The abuse of animals has reached such a heinous scale that sorrow is the only sensible emotional response in the long term, but in time even sorrow must give way to curiosity and the desire to understand. Why do human beings eat meat, and by extension, why do human beings create it? Why do we torture and kill animals when there are viable alternatives, and what stops those alternatives from fully replacing the meat industry? I have wanted to know the answers to these questions for many years, and have explored various avenues, but none have answered it with certainty.

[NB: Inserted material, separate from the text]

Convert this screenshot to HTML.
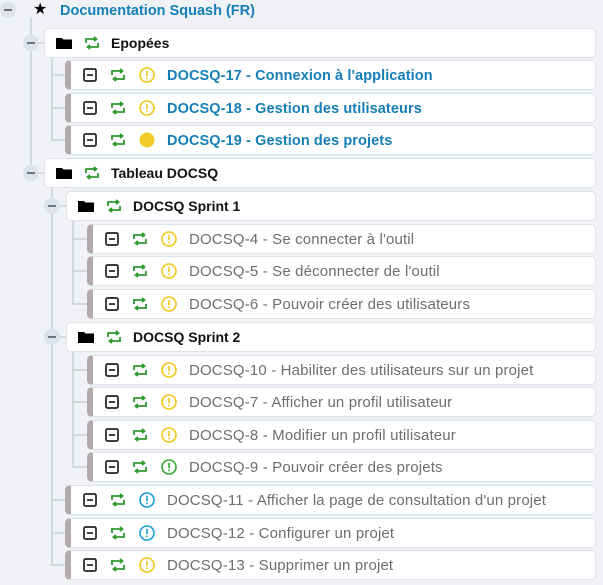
<!DOCTYPE html>
<html><head><meta charset="utf-8"><style>
*{margin:0;padding:0;box-sizing:border-box}
body{width:603px;height:585px;background:#f0f2f5;position:relative;overflow:hidden;font-family:"Liberation Sans",sans-serif;font-size:14px}
.box{position:absolute;height:30px;right:7px;background:#fff;border:1px solid #dde3ea;border-radius:5px}
.req{border-left:6px solid #b3abab}
.t{position:absolute;white-space:nowrap;line-height:16px}
.b{font-weight:bold}
.blue{color:#157fb8;font-size:14.5px;letter-spacing:.1px;margin-top:1px}
.gray{color:#6e6e6e;font-size:15px;letter-spacing:.15px;margin-top:1px}
.blk{color:#111}
.vl{position:absolute;width:2px;background:#d3d9df}
.hl{position:absolute;height:2px;background:#d3d9df}
.exp{position:absolute;width:16px;height:16px;border-radius:50%;background:#dce3ea}
.exp::after{content:"";position:absolute;left:4px;top:7px;width:8px;height:2px;background:#6d7680}
svg{position:absolute}
</style></head><body>
<svg width="0" height="0" style="position:absolute"><defs>
<symbol id="sq" viewBox="0 0 14 14"><rect x="1" y="1" width="12" height="12" rx="1.5" fill="none" stroke="#222" stroke-width="1.7"/><rect x="4" y="6.2" width="6" height="1.7" fill="#222"/></symbol>
<symbol id="rp" viewBox="0 0 16 14"><path d="M2 7V3h10M10 1l2.5 2L10 5M14 7v4H4M6 9l-2.5 2L6 13" fill="none" stroke="#2e9a2e" stroke-width="1.8"/></symbol>
<symbol id="exy" viewBox="0 0 16 16"><circle cx="8" cy="8" r="7" fill="none" stroke="#f2c618" stroke-width="1.6"/><rect x="7.2" y="3.8" width="1.6" height="5.5" fill="#f2c618"/><rect x="7.2" y="10.6" width="1.6" height="1.6" fill="#f2c618"/></symbol>
<symbol id="exg" viewBox="0 0 16 16"><circle cx="8" cy="8" r="7" fill="none" stroke="#2eaa2e" stroke-width="1.6"/><rect x="7.2" y="3.8" width="1.6" height="5.5" fill="#2eaa2e"/><rect x="7.2" y="10.6" width="1.6" height="1.6" fill="#2eaa2e"/></symbol>
<symbol id="exb" viewBox="0 0 16 16"><circle cx="8" cy="8" r="7" fill="none" stroke="#1a9be0" stroke-width="1.6"/><rect x="7.2" y="3.8" width="1.6" height="5.5" fill="#1a9be0"/><rect x="7.2" y="10.6" width="1.6" height="1.6" fill="#1a9be0"/></symbol>
<symbol id="dot" viewBox="0 0 16 16"><circle cx="8" cy="8" r="7.5" fill="#f2cc2a"/></symbol>
<symbol id="fd" viewBox="0 0 16 14"><path d="M0 2h6l1.5 1.5H16V13H0z" fill="#000"/></symbol>
</defs></svg>

<div class="vl" style="left:30px;top:18px;height:156px"></div>
<div class="hl" style="left:30px;top:42px;width:14px"></div>
<div class="hl" style="left:30px;top:172px;width:14px"></div>
<div class="vl" style="left:51px;top:58px;height:83px"></div>
<div class="hl" style="left:51px;top:74px;width:14px"></div>
<div class="hl" style="left:51px;top:107px;width:14px"></div>
<div class="hl" style="left:51px;top:139px;width:14px"></div>
<div class="vl" style="left:51px;top:188px;height:378px"></div>
<div class="hl" style="left:51px;top:205px;width:15px"></div>
<div class="hl" style="left:51px;top:336px;width:15px"></div>
<div class="hl" style="left:51px;top:499px;width:14px"></div>
<div class="hl" style="left:51px;top:532px;width:14px"></div>
<div class="hl" style="left:51px;top:564px;width:14px"></div>
<div class="vl" style="left:72px;top:221px;height:84px"></div>
<div class="hl" style="left:72px;top:238px;width:15px"></div>
<div class="hl" style="left:72px;top:270px;width:15px"></div>
<div class="hl" style="left:72px;top:303px;width:15px"></div>
<div class="vl" style="left:72px;top:352px;height:116px"></div>
<div class="hl" style="left:72px;top:369px;width:15px"></div>
<div class="hl" style="left:72px;top:401px;width:15px"></div>
<div class="hl" style="left:72px;top:434px;width:15px"></div>
<div class="hl" style="left:72px;top:466px;width:15px"></div>

<div class="exp" style="left:0;top:2px"></div>
<div class="exp" style="left:23px;top:35px"></div>
<div class="exp" style="left:23px;top:165px"></div>
<div class="exp" style="left:44px;top:198px"></div>
<div class="exp" style="left:44px;top:329px"></div>

<div class="t" style="left:33px;top:2px;font-size:16px;color:#000">★</div>
<div class="t b" style="left:60px;top:3px;font-size:14.5px;color:#157fb8">Documentation Squash (FR)</div>

<div class="box" style="left:44px;top:28px"></div>
<svg style="left:56px;top:36px" width="16" height="14"><use href="#fd"/></svg>
<svg style="left:84px;top:36px" width="16" height="14"><use href="#rp"/></svg>
<div class="t b blk" style="left:111px;top:35px">Epopées</div>

<div class="box" style="left:44px;top:158px"></div>
<svg style="left:56px;top:166px" width="16" height="14"><use href="#fd"/></svg>
<svg style="left:84px;top:166px" width="16" height="14"><use href="#rp"/></svg>
<div class="t b blk" style="left:111px;top:165px">Tableau DOCSQ</div>

<div class="box" style="left:66px;top:191px"></div>
<svg style="left:78px;top:199px" width="16" height="14"><use href="#fd"/></svg>
<svg style="left:106px;top:199px" width="16" height="14"><use href="#rp"/></svg>
<div class="t b blk" style="left:133px;top:198px">DOCSQ Sprint 1</div>

<div class="box" style="left:66px;top:322px"></div>
<svg style="left:78px;top:330px" width="16" height="14"><use href="#fd"/></svg>
<svg style="left:106px;top:330px" width="16" height="14"><use href="#rp"/></svg>
<div class="t b blk" style="left:133px;top:329px">DOCSQ Sprint 2</div>

<div class="box req" style="left:65px;top:60px"></div>
<svg style="left:83px;top:68px" width="14" height="14"><use href="#sq"/></svg>
<svg style="left:110px;top:68px" width="16" height="14"><use href="#rp"/></svg>
<svg style="left:139px;top:67px" width="16" height="16"><use href="#exy"/></svg>
<div class="t b blue" style="left:167px;top:67px">DOCSQ-17 - Connexion à l'application</div>

<div class="box req" style="left:65px;top:93px"></div>
<svg style="left:83px;top:101px" width="14" height="14"><use href="#sq"/></svg>
<svg style="left:110px;top:101px" width="16" height="14"><use href="#rp"/></svg>
<svg style="left:139px;top:100px" width="16" height="16"><use href="#exy"/></svg>
<div class="t b blue" style="left:167px;top:100px">DOCSQ-18 - Gestion des utilisateurs</div>

<div class="box req" style="left:65px;top:125px"></div>
<svg style="left:83px;top:133px" width="14" height="14"><use href="#sq"/></svg>
<svg style="left:110px;top:133px" width="16" height="14"><use href="#rp"/></svg>
<svg style="left:139px;top:132px" width="16" height="16"><use href="#dot"/></svg>
<div class="t b blue" style="left:167px;top:132px">DOCSQ-19 - Gestion des projets</div>

<div class="box req" style="left:87px;top:224px"></div>
<svg style="left:105px;top:232px" width="14" height="14"><use href="#sq"/></svg>
<svg style="left:132px;top:232px" width="16" height="14"><use href="#rp"/></svg>
<svg style="left:161px;top:231px" width="16" height="16"><use href="#exy"/></svg>
<div class="t gray" style="left:189px;top:231px">DOCSQ-4 - Se connecter à l'outil</div>

<div class="box req" style="left:87px;top:256px"></div>
<svg style="left:105px;top:264px" width="14" height="14"><use href="#sq"/></svg>
<svg style="left:132px;top:264px" width="16" height="14"><use href="#rp"/></svg>
<svg style="left:161px;top:263px" width="16" height="16"><use href="#exy"/></svg>
<div class="t gray" style="left:189px;top:263px">DOCSQ-5 - Se déconnecter de l'outil</div>

<div class="box req" style="left:87px;top:289px"></div>
<svg style="left:105px;top:297px" width="14" height="14"><use href="#sq"/></svg>
<svg style="left:132px;top:297px" width="16" height="14"><use href="#rp"/></svg>
<svg style="left:161px;top:296px" width="16" height="16"><use href="#exy"/></svg>
<div class="t gray" style="left:189px;top:296px">DOCSQ-6 - Pouvoir créer des utilisateurs</div>

<div class="box req" style="left:87px;top:355px"></div>
<svg style="left:105px;top:363px" width="14" height="14"><use href="#sq"/></svg>
<svg style="left:132px;top:363px" width="16" height="14"><use href="#rp"/></svg>
<svg style="left:161px;top:362px" width="16" height="16"><use href="#exy"/></svg>
<div class="t gray" style="left:189px;top:362px">DOCSQ-10 - Habiliter des utilisateurs sur un projet</div>

<div class="box req" style="left:87px;top:387px"></div>
<svg style="left:105px;top:395px" width="14" height="14"><use href="#sq"/></svg>
<svg style="left:132px;top:395px" width="16" height="14"><use href="#rp"/></svg>
<svg style="left:161px;top:394px" width="16" height="16"><use href="#exy"/></svg>
<div class="t gray" style="left:189px;top:394px">DOCSQ-7 - Afficher un profil utilisateur</div>

<div class="box req" style="left:87px;top:420px"></div>
<svg style="left:105px;top:428px" width="14" height="14"><use href="#sq"/></svg>
<svg style="left:132px;top:428px" width="16" height="14"><use href="#rp"/></svg>
<svg style="left:161px;top:427px" width="16" height="16"><use href="#exy"/></svg>
<div class="t gray" style="left:189px;top:427px">DOCSQ-8 - Modifier un profil utilisateur</div>

<div class="box req" style="left:87px;top:452px"></div>
<svg style="left:105px;top:460px" width="14" height="14"><use href="#sq"/></svg>
<svg style="left:132px;top:460px" width="16" height="14"><use href="#rp"/></svg>
<svg style="left:161px;top:459px" width="16" height="16"><use href="#exg"/></svg>
<div class="t gray" style="left:189px;top:459px">DOCSQ-9 - Pouvoir créer des projets</div>

<div class="box req" style="left:65px;top:485px"></div>
<svg style="left:83px;top:493px" width="14" height="14"><use href="#sq"/></svg>
<svg style="left:110px;top:493px" width="16" height="14"><use href="#rp"/></svg>
<svg style="left:139px;top:492px" width="16" height="16"><use href="#exb"/></svg>
<div class="t gray" style="left:167px;top:492px">DOCSQ-11 - Afficher la page de consultation d'un projet</div>

<div class="box req" style="left:65px;top:518px"></div>
<svg style="left:83px;top:526px" width="14" height="14"><use href="#sq"/></svg>
<svg style="left:110px;top:526px" width="16" height="14"><use href="#rp"/></svg>
<svg style="left:139px;top:525px" width="16" height="16"><use href="#exb"/></svg>
<div class="t gray" style="left:167px;top:525px">DOCSQ-12 - Configurer un projet</div>

<div class="box req" style="left:65px;top:550px"></div>
<svg style="left:83px;top:558px" width="14" height="14"><use href="#sq"/></svg>
<svg style="left:110px;top:558px" width="16" height="14"><use href="#rp"/></svg>
<svg style="left:139px;top:557px" width="16" height="16"><use href="#exy"/></svg>
<div class="t gray" style="left:167px;top:557px">DOCSQ-13 - Supprimer un projet</div>
</body></html>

I found psychological defense mechanisms preventing people from seeing animals as people, and I found ideologies that uphold humanity as superior, but I wonder if there’s a missing piece: a desire to inflict pain. Are carnists aware of the suffering they create, and on some level, choosing to eat meat for the very purpose of creating suffering? I ask, because in all my conversations with carnists over the years, conversations I would have preferred to skip, mind you, conversations they usually start, one detail has always been hard to understand. With enough tender care and compassion, carnists can be shown a path away from the delusion of depersonalization and the zealotry of human superiority, yet many cling desperately to their desire for meat. I suspect most crave the taste and experience, not the suffering required to produce it, but in my conversations, a handful have espoused a form of glee for the process required to create it. Some people seem to enjoy the suffering of the animals, not the meat itself.

I wonder if perhaps animals are simply a convenient target for sadism, for they have no means of protest or retaliation, and even compassionate humans turn a blind eye to their suffering. It shouldn’t be surprising, for abuse of power is casual and common in modern society, and the root of all abuse is simply the desire to inflict suffering as a means of coping. The only question is, how large is the overlap between sadism and carnism, and how can the abuse be mitigated? If we can learn what causes cruelty to manifest, and give people a healthy outlet for sadism, then perhaps we can avert the needless suffering, and in time, snuff out a central cause of carnism.

We must investigate cruelty in all its forms, with the goal of understanding why people hurt those who cannot defend themselves.